The greatest advantage, perhaps, enjoyed by the private trader involved at the same time the most disgraceful feature connected with the Indian trade. From the first association of the Indian with the white race his love of liquor proved his greatest curse. The literature of the subject abounds in narrations of this weakness, and the unscrupulous way in which the white man took advantage of it. For liquor the Indian would barter his all. It constituted an indispensable part of the trader's outfit, and all of the government's prohibitions against its use in the Indian trade were in vain, as had been those of the French and British governments before it. The Indians themselves realized their fatal weakness, but although they frequently protested against the bringing of liquor to them, they were powerless to overcome it. The factor had no whisky for the Indian, and consequently the private trader secured his trade.
The remedy for this state of affairs is obvious. Either the government should have monopolized the Indian trade, at the same time extending the factory system to supply its demands; or else the factory system should have been abandoned and the trade left entirely to private individuals under suitable governmental regulation. The former course had been urged upon Congress at various times, but no disposition to adopt it had ever been manifested. The time had now arrived to adopt the other alternative. Soon after Thomas Hart Benton entered the Senate he urged upon Calhoun, then Secretary of War, the abolition of the factory system. Calhoun's opinion of the Superintendent of Indian Trade, Thomas L. McKenney, was such that he did not credit Benton's charges of gross mismanagement, and accordingly he refused to countenance the proposition.[768] This refusal led Benton to make an assault upon the system, in the Senate.[769] In this two advantages favored his success: as the inhabitant of a frontier state he was presumed to have personal knowledge of the abuses of the system he was attacking; and as a member of the Committee on Indian Affairs he was specially charged with the legislative oversight of matters pertaining to the Indians.

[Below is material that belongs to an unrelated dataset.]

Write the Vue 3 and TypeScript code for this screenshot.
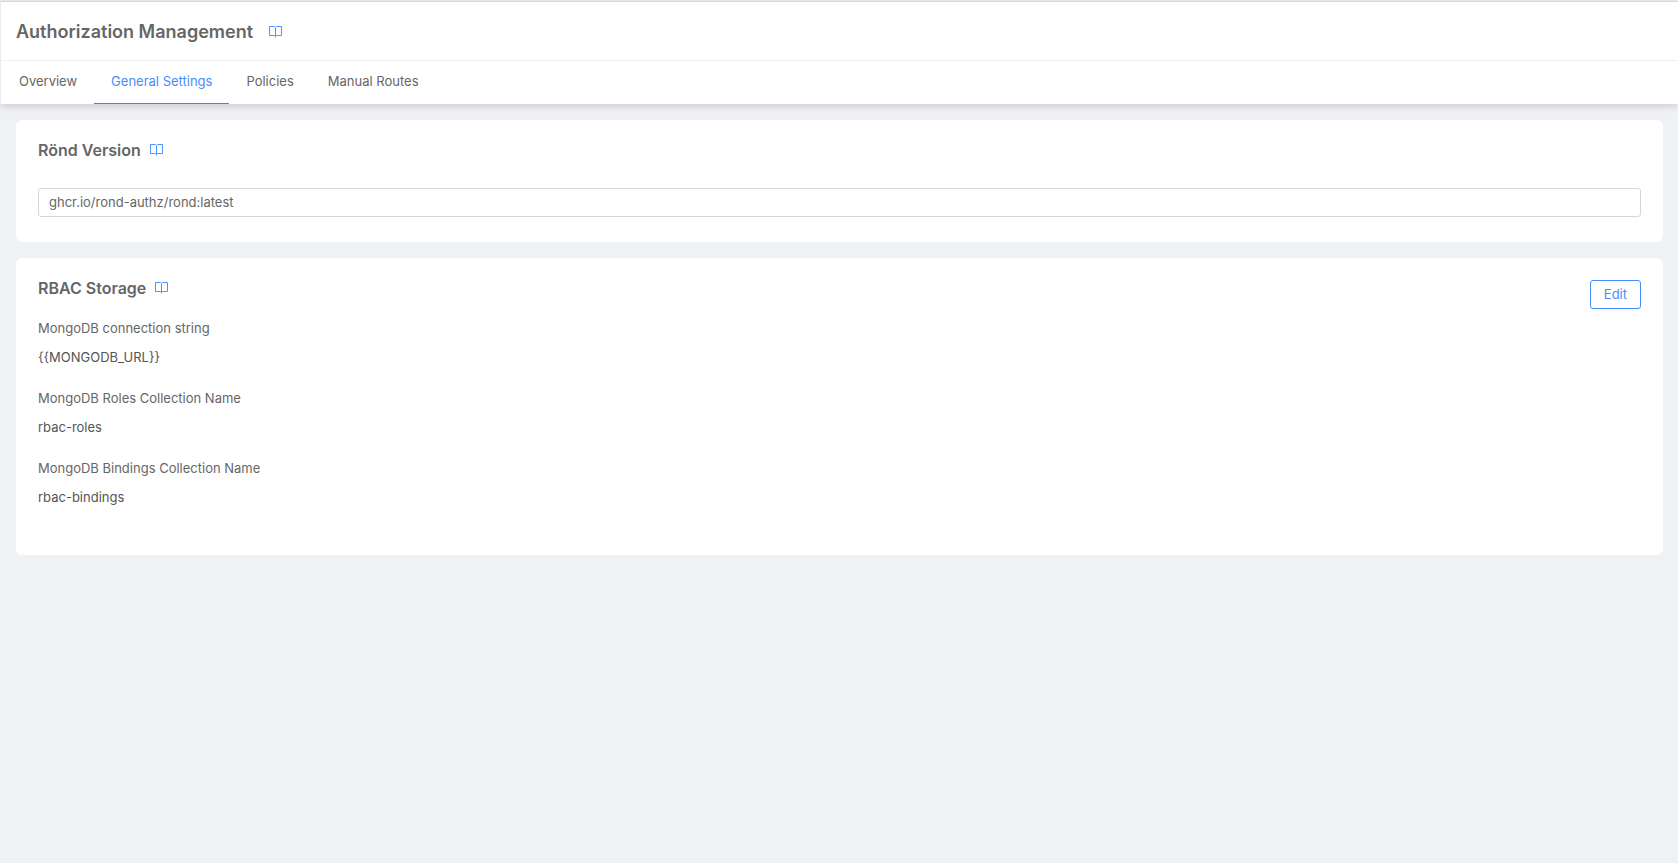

[768] Benton, Thirty Years View, I, 21.
[769] For the debate see Annals of Congress, 17th Congress, 1st session, I, 317 ff. For the documents see American State Papers, Indian Affairs, II, passim.
Benton believed and labored to show that the original purpose of the government trading houses had been lost sight of; that the administration of the system had been marked by stupidity and fraud; that the East had been preferred to the West by the Superintendent of Indian Trade in making purchases and sales; in short that the factory system constituted a great abuse, the continued maintenance of which was desired only by those private interests which found a profit therein. In view of all the circumstances of the situation his conclusion that the government trading houses should be abolished was probably wise; but the reasons on which he based this conclusion were largely erroneous. His information was gained from such men as Ramsey Crooks, then and for long years a leader in the councils of the American Fur Company. This organization had a direct interest in the overthrow of the factory system. Its estimate of the value of the latter was about as disingenuous as would be the opinion today of the leader of a liquor dealers' organization of the merits of the Prohibition party. In view of the charges of Crooks it is pertinent to inquire why, if the factory system was so innocuous, the American Fur Company was so eager to destroy it; and if a monopoly of the fur trade was so repugnant to the sense of fairness why was Crooks willing to see his company replace the government of the United States in the enjoyment of that monopoly?[770]
[770] Chittenden, American Fur Trade of the Far West, I, 18.
Benton's charge of fraud on the part of the superintendent and the factors failed to convince the majority of the senators who spoke in the debate, and the student of the subject today must conclude that the evidence does not sustain them. There was more truth in his charges with respect to unwise management of the enterprise; but for this Congress, rather than the superintendent and factors, was primarily responsible. It is evident, too, that in spite of his claim to speak from personal knowledge, Benton might well have been better informed about the subject of the Indian trade. One of his principal charges concerned the unsuitability of the articles selected for it by the superintendent. But the list of items which he read to support this charge but partially supported his contention.[771] Upon one item, eight gross of jews'-harps, the orator fairly exhausted his powers of sarcasm and invective. Yet a fuller knowledge of the subject under discussion would have spared him this effort. Ramsey Crooks could have informed him that jews'-harps were a well-known article of the Indian trade. Only a year before this tirade was delivered the American Fur Company had supplied a single trader with four gross of these articles for his winter's trade on the Mississippi.[772]
[771] Annals of Congress, 17th Congress, 1st session, I, 319.